The short version is that each process needs effectively to be ‘solved’ for each run-time instance and open-standards processes are needed, a bit like we already have the clinical archetypes. These might be ‘process archetypes’ , which themselves could be described using an open decision support language.

This is where things like PROforma might come into the picture. This allows automated clinical decision support and automated pathway execution under conditions of uncertainty. Where BPMN for example is effectively deterministic (even if it has been cleverly designed), something like PROforma ‘solves’ a pathway each time it runs.

Finally, to be open, all this needs to be done in a way which allows the flow of the process to cross system, organisational, professional and health / social care domain boundaries and is agnostic of any given implementation technology.

Not a small task then and certainly not all required to implement your ideas. But it’s interesting to get a flavour of what will be involved in ‘coding process in open format’ and storing them in open libraries to be shared and reused.


Hi Mark,
just a quick comment. As part of my workflow work with Intermountain Healthcare, I have studied YAWL for a few months.
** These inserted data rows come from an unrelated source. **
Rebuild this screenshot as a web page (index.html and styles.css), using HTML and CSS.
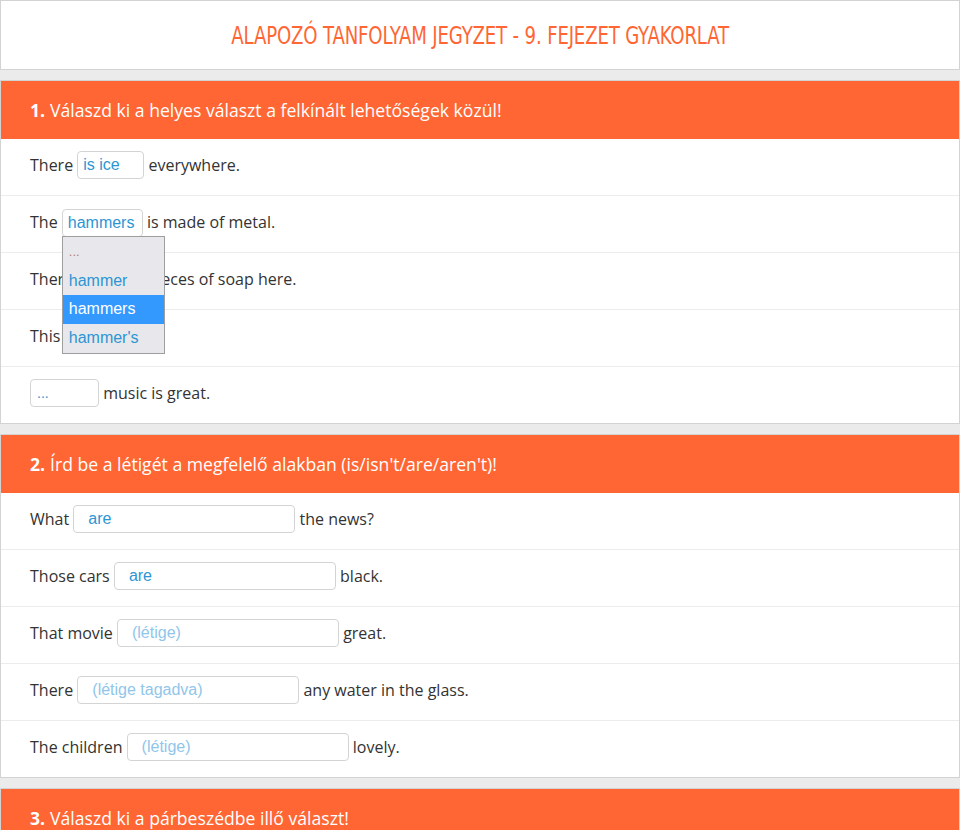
FILE: index.html
```html
<!DOCTYPE html>
<html lang="hu">
<head>
<meta charset="utf-8">
<title>Alapozó tanfolyam jegyzet</title>
<link rel="stylesheet" href="styles.css">
</head>
<body>
<div class="page">
  <header class="top">
    <h1 class="title"><span class="title-text">ALAPOZÓ TANFOLYAM JEGYZET - 9. FEJEZET GYAKORLAT</span></h1>
  </header>

  <section class="card">
    <div class="card-head"><b>1.</b> Válaszd ki a helyes választ a felkínált lehetőségek közül!</div>
    <div class="row">There <input class="box w67" value="is ice"> everywhere.</div>
    <div class="row">The <span class="sel-wrap"><select class="box sel w81"><option>hammers</option></select><span class="dropdown"><span class="opt dots">...</span><span class="opt">hammer</span><span class="opt active">hammers</span><span class="opt">hammer's</span></span></span> is made of metal.</div>
    <div class="row">There <input class="box w66 small" value="..."> pieces of soap here.</div>
    <div class="row">This <input class="box w69 small" value="..."></div>
    <div class="row"><input class="box w69 small" value="..."> music is great.</div>
  </section>

  <section class="card">
    <div class="card-head"><b>2.</b> Írd be a létigét a megfelelő alakban (is/isn't/are/aren't)!</div>
    <div class="row">What <input class="box wide" value="are"> the news?</div>
    <div class="row">Those cars <input class="box wide" value="are"> black.</div>
    <div class="row">That movie <input class="box wide" placeholder="(létige)"> great.</div>
    <div class="row">There <input class="box wide" placeholder="(létige tagadva)"> any water in the glass.</div>
    <div class="row">The children <input class="box wide" placeholder="(létige)"> lovely.</div>
  </section>

  <section class="card">
    <div class="card-head"><b>3.</b> Válaszd ki a párbeszédbe illő választ!</div>
  </section>
</div>
</body>
</html>
```
FILE: styles.css
```css
html, body {
  margin: 0;
  padding: 0;
}
body {
  background: #ebebeb;
  font-family: "Open Sans", "Noto Sans", sans-serif;
  color: #333;
  font-size: 16px;
}
.page {
  display: flex;
  flex-direction: column;
  gap: 10px;
  height: 830px;
  overflow: hidden;
}
.top {
  background: #fff;
  border: 1px solid #d3d3d3;
  height: 68px;
  display: flex;
  align-items: center;
  justify-content: center;
  flex-shrink: 0;
}
.title {
  margin: 0;
  font-weight: normal;
  font-size: 24px;
  color: #ff6633;
  line-height: 1;
}
.title-text {
  display: inline-block;
  font-family: "DejaVu Sans Condensed", "DejaVu Sans", sans-serif;
  transform: scaleX(0.84);
  letter-spacing: -0.2px;
}
.card {
  background: #fff;
  border: 1px solid #d3d3d3;
  flex-shrink: 0;
}
.card-head {
  background: #ff6633;
  color: #fff;
  height: 58px;
  display: flex;
  align-items: center;
  gap: 5px;
  padding-left: 29px;
  font-size: 17.6px;
}
.card-head b {
  font-weight: 700;
}
.row {
  box-sizing: border-box;
  height: 57px;
  border-top: 1px solid #ececec;
  padding: 12px 0 0 29px;
  display: flex;
  align-items: flex-start;
  line-height: 28px;
  white-space: pre;
}
.card-head + .row {
  border-top: none;
  height: 56px;
}
.box {
  box-sizing: border-box;
  height: 28px;
  border: 1px solid #d4d4d4;
  border-radius: 4px;
  background: #fff;
  font-family: "Liberation Sans", Arial, sans-serif;
  font-size: 16px;
  color: #2d95d3;
  padding: 0 5px;
  margin: 0;
  outline: none;
}
.box::placeholder {
  color: #8fc6ea;
}
.small {
  font-size: 14px;
  padding-left: 6px;
}
.w66 { width: 66px; }
.w67 { width: 67px; }
.w69 { width: 69px; }
.w81 { width: 81px; }
.wide {
  width: 222px;
  padding-left: 14px;
}
.sel {
  -webkit-appearance: none;
  appearance: none;
}
.sel-wrap {
  position: relative;
  display: inline-block;
  height: 28px;
}
.dropdown {
  position: absolute;
  left: 0;
  top: 28px;
  width: 103px;
  box-sizing: border-box;
  background: #e8e8ec;
  border: 1px solid #9e9e9e;
  padding: 1px 0 1px;
  display: flex;
  flex-direction: column;
  z-index: 5;
}
.opt {
  height: 28.5px;
  line-height: 28px;
  padding-left: 6px;
  font-family: "Liberation Sans", Arial, sans-serif;
  font-size: 16px;
  color: #2d95d3;
}
.opt.dots {
  color: #b08070;
  font-size: 13px;
}
.opt.active {
  background: #3399ff;
  color: #fff;
}
```
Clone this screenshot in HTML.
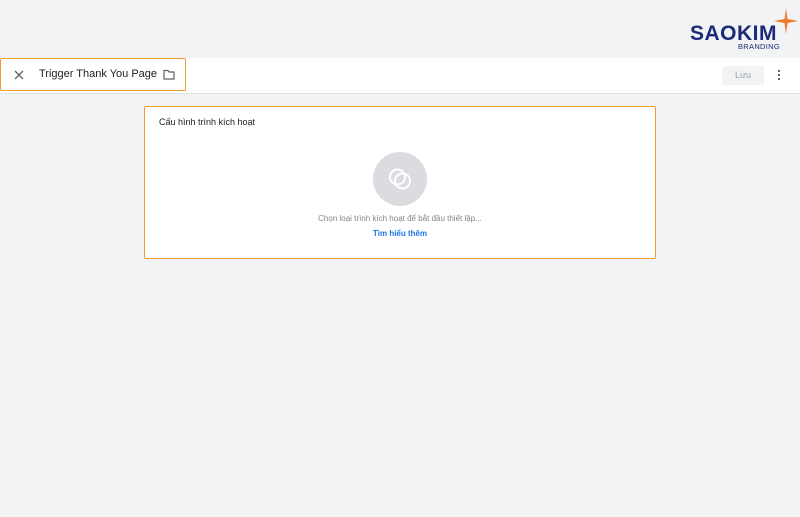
<!DOCTYPE html>
<html><head><meta charset="utf-8"><style>
body{margin:0;width:800px;height:517px;background:#f1f3f4;font-family:"Liberation Sans",Arial,sans-serif;position:relative;overflow:hidden}
.bar{position:absolute;left:0;top:58px;width:800px;height:35px;background:#fff;border-bottom:1px solid #e0e0e0}
.title{position:absolute;left:0;top:58px;width:184px;height:31px;border:1px solid #f29a33;border-radius:2px;background:#fff}
.card{position:absolute;left:144px;top:106px;width:510px;height:151px;border:1px solid #f29a33;border-radius:2px;background:#fff}
</style></head><body>
<div style="position:absolute;left:690px;top:22px;font-weight:bold;font-size:21px;color:#1d2a7a;letter-spacing:0.5px">SAOKIM</div>
<div style="position:absolute;left:738px;top:42px;font-size:7.5px;color:#1d2a7a;letter-spacing:0.3px">BRANDING</div>
<svg style="position:absolute;left:774px;top:8px" width="24" height="26" viewBox="0 0 24 26"><path d="M12 0 L13.5 11 L24 13 L13.5 15 L12 26 L10.5 15 L0 13 L10.5 11Z" fill="#f07a2a"/></svg>
<div class="bar"></div>
<div class="title">
<svg style="position:absolute;left:13px;top:11px" width="10" height="10" viewBox="0 0 10 10"><path d="M1 1L9 9M9 1L1 9" stroke="#5f6368" stroke-width="1.3"/></svg>
<span style="position:absolute;left:38px;top:9px;font-size:11px;color:#202124">Trigger Thank You Page</span>
<svg style="position:absolute;left:162px;top:10px" width="12" height="11" viewBox="0 0 12 11"><path d="M1 1.5h4l1 1.5h5v7H1z" fill="none" stroke="#5f6368" stroke-width="1.2"/></svg>
</div>
<div style="position:absolute;left:722px;top:66px;width:42px;height:19px;background:#f1f3f4;border-radius:2px;font-size:9px;color:#9aa0a6;text-align:center;line-height:19px">Lưu</div>
<div style="position:absolute;left:778px;top:70px;width:2px;height:2px;background:#5f6368;box-shadow:0 4px #5f6368,0 8px #5f6368"></div>
<div class="card">
<div style="position:absolute;left:14px;top:10px;font-size:9px;color:#202124">Cấu hình trình kích hoạt</div>
<div style="position:absolute;left:228px;top:45px;width:54px;height:54px;border-radius:50%;background:#dadce0"></div>
<svg style="position:absolute;left:241px;top:58px" width="28" height="28" viewBox="0 0 28 28"><circle cx="11.5" cy="12" r="7.5" fill="none" stroke="#fff" stroke-width="2"/><circle cx="16.5" cy="16" r="7.5" fill="none" stroke="#fff" stroke-width="2"/></svg>
<div style="position:absolute;left:0;width:510px;top:107px;text-align:center;font-size:8px;color:#80868b">Chọn loại trình kích hoạt để bắt đầu thiết lập...</div>
<div style="position:absolute;left:0;width:510px;top:122px;text-align:center;font-size:8px;color:#1a73e8;font-weight:bold">Tìm hiểu thêm</div>
</div>
</body></html>
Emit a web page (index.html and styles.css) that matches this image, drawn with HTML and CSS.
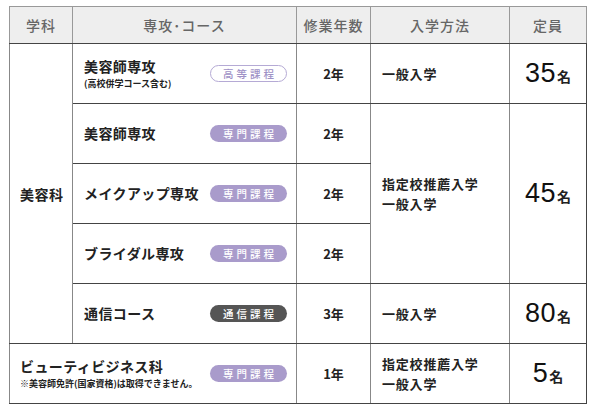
FILE: index.html
```html
<!DOCTYPE html>
<html lang="ja">
<head>
<meta charset="utf-8">
<link rel="stylesheet" href="styles.css">
</head>
<body>
<table class="courses">
  <colgroup>
    <col class="c-dept"><col class="c-course"><col class="c-years"><col class="c-entry"><col class="c-cap">
  </colgroup>
  <thead>
    <tr>
      <th>学科</th><th>専攻･コース</th><th>修業年数</th><th>入学方法</th><th>定員</th>
    </tr>
  </thead>
  <tbody>
    <tr>
      <td class="dept" rowspan="5">美容科</td>
      <td class="course">
        <div class="course-row">
          <div><div class="name">美容師専攻</div><div class="note">(高校併学コース含む)</div></div>
          <span class="badge outline">高等課程</span>
        </div>
      </td>
      <td class="years">2年</td>
      <td class="entry">一般入学</td>
      <td class="cap"><span class="num">35</span><span class="unit">名</span></td>
    </tr>
    <tr>
      <td class="course"><div class="course-row"><div class="name">美容師専攻</div><span class="badge">専門課程</span></div></td>
      <td class="years">2年</td>
      <td class="entry" rowspan="3">指定校推薦入学<br>一般入学</td>
      <td class="cap" rowspan="3"><span class="num">45</span><span class="unit">名</span></td>
    </tr>
    <tr>
      <td class="course"><div class="course-row"><div class="name">メイクアップ専攻</div><span class="badge">専門課程</span></div></td>
      <td class="years">2年</td>
    </tr>
    <tr>
      <td class="course"><div class="course-row"><div class="name">ブライダル専攻</div><span class="badge">専門課程</span></div></td>
      <td class="years">2年</td>
    </tr>
    <tr>
      <td class="course"><div class="course-row"><div class="name">通信コース</div><span class="badge dark">通信課程</span></div></td>
      <td class="years">3年</td>
      <td class="entry">一般入学</td>
      <td class="cap"><span class="num">80</span><span class="unit">名</span></td>
    </tr>
    <tr>
      <td class="course wide" colspan="2">
        <div class="course-row">
          <div><div class="name">ビューティビジネス科</div><div class="note">※美容師免許(国家資格)は取得できません。</div></div>
          <span class="badge">専門課程</span>
        </div>
      </td>
      <td class="years">1年</td>
      <td class="entry">指定校推薦入学<br>一般入学</td>
      <td class="cap"><span class="num">5</span><span class="unit">名</span></td>
    </tr>
  </tbody>
</table>
</body>
</html>
```
FILE: styles.css
```css
* { box-sizing: border-box; }
html, body { margin: 0; padding: 0; background: #fff; }
body {
  padding: 6px 0 0 9px;
  font-family: "Noto Sans CJK JP", "Noto Sans", sans-serif;
  color: #222;
}
.courses {
  border-collapse: collapse;
  table-layout: fixed;
  width: 577px;
  border: 1px solid #444;
}
.c-dept { width: 63px; }
.c-course { width: 224px; }
.c-years { width: 74px; }
.c-entry { width: 139px; }
.c-cap { width: 77px; }

th {
  height: 37px;
  background: #eeeeee;
  color: #666;
  font-size: 14px;
  font-weight: 500;
  letter-spacing: 1px;
  text-align: center;
  border: 1px solid #999;
  border-bottom: 1px solid #444;
  padding: 0;
}
td {
  height: 60px;
  border-top: 1px solid #444;
  border-bottom: 1px solid #444;
  border-left: 1px solid #888;
  border-right: 1px solid #888;
  padding: 0;
  vertical-align: middle;
  font-weight: 700;
  font-size: 13px;
}
.dept { padding-left: 10px; font-size: 14px; letter-spacing: 0.5px; }
.course { padding: 0 9px 0 11px; }
.course.wide { padding-left: 10px; }
.course-row {
  display: flex;
  align-items: center;
  justify-content: space-between;
}
.name { font-size: 14px; line-height: 19px; letter-spacing: 0.4px; }
.note { font-size: 9px; line-height: 13px; letter-spacing: 0; margin-top: 1px; }
.badge {
  flex: none;
  width: 77px;
  height: 17px;
  border-radius: 9px;
  background: #a99bcb;
  color: #fff;
  font-size: 10.5px;
  font-weight: 500;
  letter-spacing: 3px;
  text-indent: 3px;
  display: flex;
  align-items: center;
  justify-content: center;
}
.badge.outline {
  background: #fff;
  color: #9e91c6;
  border: 1px solid #b5aad5;
}
.badge.dark { background: #555; }
.years { text-align: center; font-size: 13px; }
.entry { padding-left: 11px; font-size: 13px; line-height: 20px; letter-spacing: 0.8px; }
.cap { text-align: center; border-right-color: #444; }
.num {
  font-family: "Liberation Sans", Arial, sans-serif;
  font-weight: 400;
  font-size: 27px;
  letter-spacing: 0.5px;
  color: #111;
}
.unit { font-size: 14px; margin-left: 1px; }
```
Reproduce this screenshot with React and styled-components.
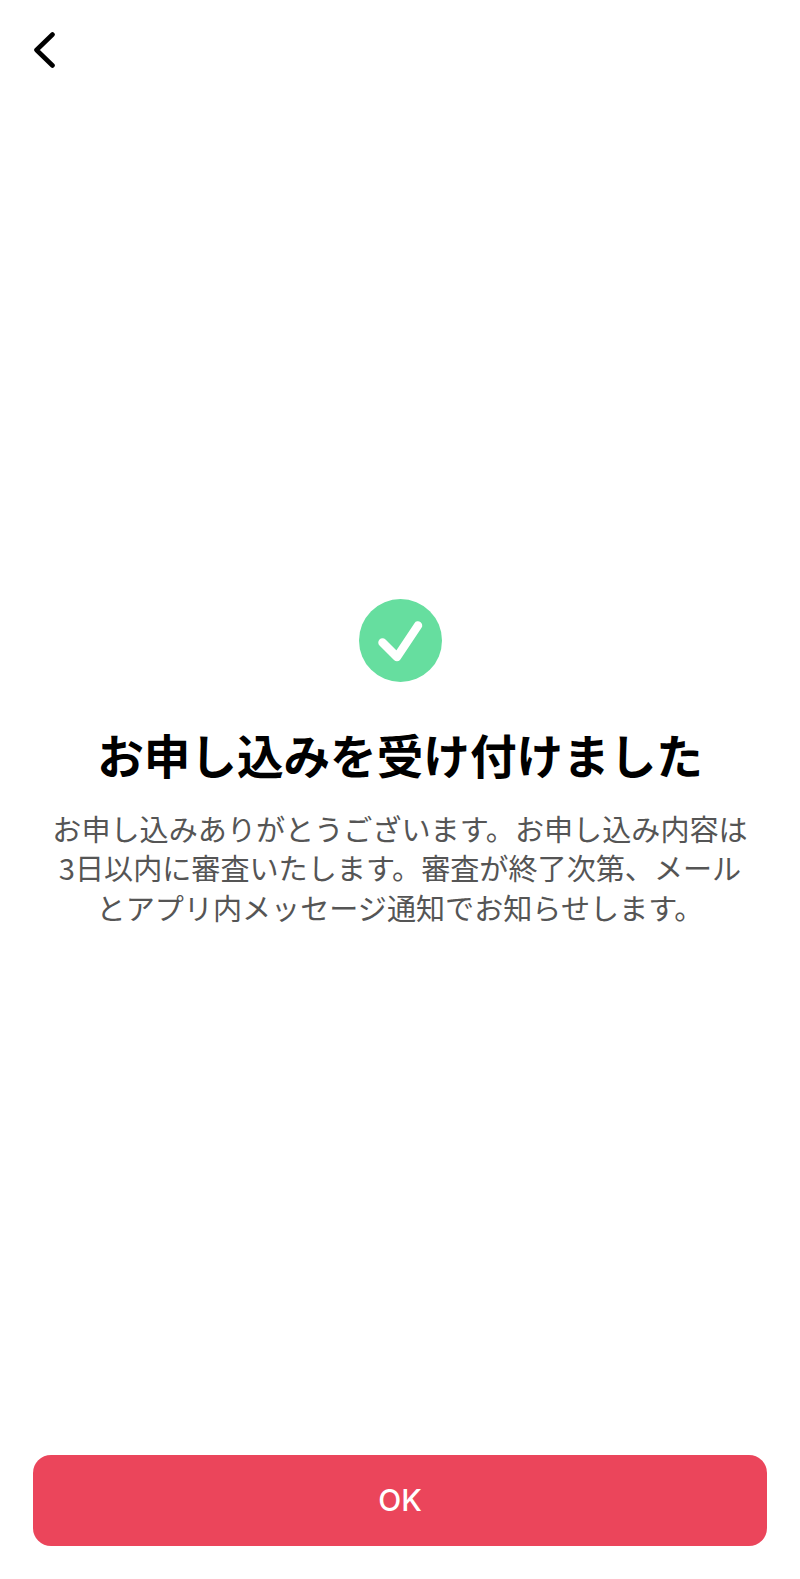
import React from "react";
import styled, { createGlobalStyle } from "styled-components";

const GlobalStyle = createGlobalStyle`
  html, body {
    margin: 0;
    padding: 0;
    background: #fff;
  }
  * {
    box-sizing: border-box;
  }
`;

const Page = styled.div`
  width: 800px;
  height: 1579px;
  display: flex;
  flex-direction: column;
  font-family: "Noto Sans CJK JP", "Noto Sans", sans-serif;
  background: #fff;
`;

const Header = styled.header`
  height: 100px;
  padding: 32px 0 0 33px;
`;

const BackBtn = styled.button`
  display: block;
  width: 24px;
  height: 36px;
  padding: 0;
  border: 0;
  background: none;
`;

const Main = styled.main`
  flex: 1;
  display: flex;
  flex-direction: column;
  align-items: center;
  padding: 499px 40px 0;
`;

const CheckIcon = styled.svg`
  display: block;
  width: 83px;
  height: 83px;
`;

const Title = styled.h1`
  margin: 38px 0 0;
  font-size: 46.6px;
  line-height: 68px;
  font-weight: 700;
  color: #000;
  white-space: nowrap;
`;

const Desc = styled.p`
  width: 705px;
  margin: 21px 0 0;
  font-size: 29.1px;
  line-height: 39.3px;
  font-weight: 400;
  color: #555;
  text-align: center;
`;

const Footer = styled.footer`
  padding: 0 33px 33px;
`;

const OkBtn = styled.button`
  display: block;
  width: 100%;
  height: 91px;
  padding: 0 0 2px;
  border: 0;
  border-radius: 18px;
  background: #eb455b;
  color: #fff;
  font-family: "Inter", "Noto Sans", sans-serif;
  font-size: 30px;
  font-weight: 500;
`;

const App = () => {
  return (
    <>
      <GlobalStyle />
      <Page>
        <Header>
          <BackBtn aria-label="戻る">
            <svg width="24" height="36" viewBox="0 0 24 36" fill="none">
              <path
                d="M19.5 2.5 L3.5 18 L19.5 33.5"
                stroke="#000"
                strokeWidth="4.6"
                strokeLinecap="round"
                strokeLinejoin="round"
              />
            </svg>
          </BackBtn>
        </Header>
        <Main>
          <CheckIcon viewBox="0 0 83 83">
            <circle cx="41.5" cy="41.5" r="41.5" fill="#66de9f" />
            <path
              d="M23.5 43.5 L38 58 L59 26.5"
              fill="none"
              stroke="#fff"
              strokeWidth="8.5"
              strokeLinecap="round"
              strokeLinejoin="round"
            />
          </CheckIcon>
          <Title>お申し込みを受け付けました</Title>
          <Desc>
            お申し込みありがとうございます。お申し込み内容は3日以内に審査いたします。審査が終了次第、メールとアプリ内メッセージ通知でお知らせします。
          </Desc>
        </Main>
        <Footer>
          <OkBtn>OK</OkBtn>
        </Footer>
      </Page>
    </>
  );
};

export default App;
I now see it as probably the best bet for an underlying technology for health. BPMN is too rigid; YAWL is a superset, but mostly, it has a declarative style of workflow definition, not just imperative as BPMN has (i.e. YAWL has both). The YAWL tools can be downloaded and will run on most machines.

  • thomas

Hi Mark, Thomas,

Thank you so much for your comments and information, I will take a good look at whatever I can find on both BPMN and YAWL.

May I ask if I am not only looking to encode the workflow (ie the order in which each of the elements of the app are arranged) but I’m also looking to encode the Boolean logic to the workflow (ie if hours since ingestion are <8 then bloods before infusion else infusion before bloods) would this be integral to the YAWL or BPMN definitions? This might be what you were referring to Mark when you mentioned coping with contingencies?
If not presumably the same mechanism that allows the logic for the calculations in the app (such as the dosage calculations) to be open to all could also be used to apply the logic that orders the pathway? I’m not sure what this mechanism is yet, I know both Ian and Marcus have talked about it. So we would be building and rebuilding the form dynamically based on a combination of the YAWL or BPMN definitions and input variables within the form itself passed to an externally held function.

The function itself as stands is stupidly simple using client side Jquery:
//change order of pathway if 8hrs have elapsed since ingestion
if (hours>7){

That’s it! I feel so primitive!
You can see the reordering of the form in action if you set the date and time of paracetamol ingestion to more than 8 hours ago:

I am just in the process of updating the app to include more functions including a “significant overdose” calculator and “activated charcoal administration” section, as soon as I have done this I need to apply the data model that Ian and Hildi built so the variables can be passed allowing me to move the functions out. It needs an awful lot of tidying up before that and even then I think this will only ever serve as a working prototype for someone else to follow.

The final thing which is more from a pure applied maths perspective is getting staggered overdose calculations cracked! On my current prototype, which I haven’t shown yet, I am projecting backwards the plasma levels on a proportionate basis to each ingestion (back to the last point there was over 36 hrs between ingestions) and then using calculus to derive the total areas below the graph line, my maths is pretty good but this is really hard, I think I will need help on two fronts at some point, from someone better with calculus than me to get the manual formula right and then finding the best way to handle calculus in code probably using a plug in. If we get this cracked then the whole thing changes its complexion from being a handy tool to being a serious bit of kit.
Anyone good with calculus??

Dreaming of the future it would be nice to be able to work our way through toxbase and do this for everything including common combination overdose… maybe oneday.